A mirror of great changes that were occurring on the national labor rights scene, the 1913-14 Michigan Copper Strike was a time of unprecedented social upheaval in Michigan's Upper Peninsula. With organized labor taking an aggressive stance against the excesses of unfettered capitalism, the stage was set for a major struggle between labor and management. The Michigan Copper Strike received national attention and garnered the support of luminaries in organized labor like Mother Jones, John Mitchell, Clarence Darrow, and Charles Moyer. The hope of victory was overshadowed, however, by violent incidents like the shooting of striking workers and their family members, and the bitterness of a community divided. No other event came to symbolize or memorialize the strike more than the Italian Hall tragedy, in which dozens of workers and working-class children died. In Community in Conflict, the efforts of working people to gain a voice on the job and in their community through their unions, and the efforts of employers to crush those unions, take center stage.
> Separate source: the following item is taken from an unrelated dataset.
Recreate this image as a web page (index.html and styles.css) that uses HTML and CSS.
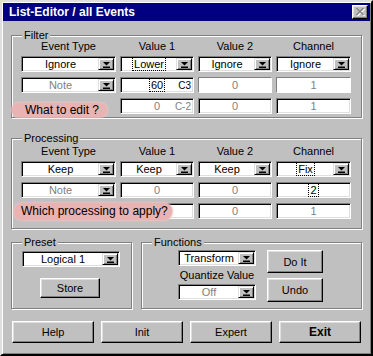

Previously untapped historical sources such as labor spy reports, union newspapers, coded messages, and artifacts shine new light on this epic, and ultimately tragic, period in American labor history.


Contributor Bio(s): Kaunonen, Gary: -

Gary Kaunonen is currently in Michigan Technological University's Ph.D. program in Rhetoric and Technical Communication. Both of his grandfathers worked in the mines of the Mesabi Iron Range in northeastern Minnesota, and, before becoming an academic, Kaunonen, himself, charged blast furnaces and operated a bull-ladle in an iron foundry.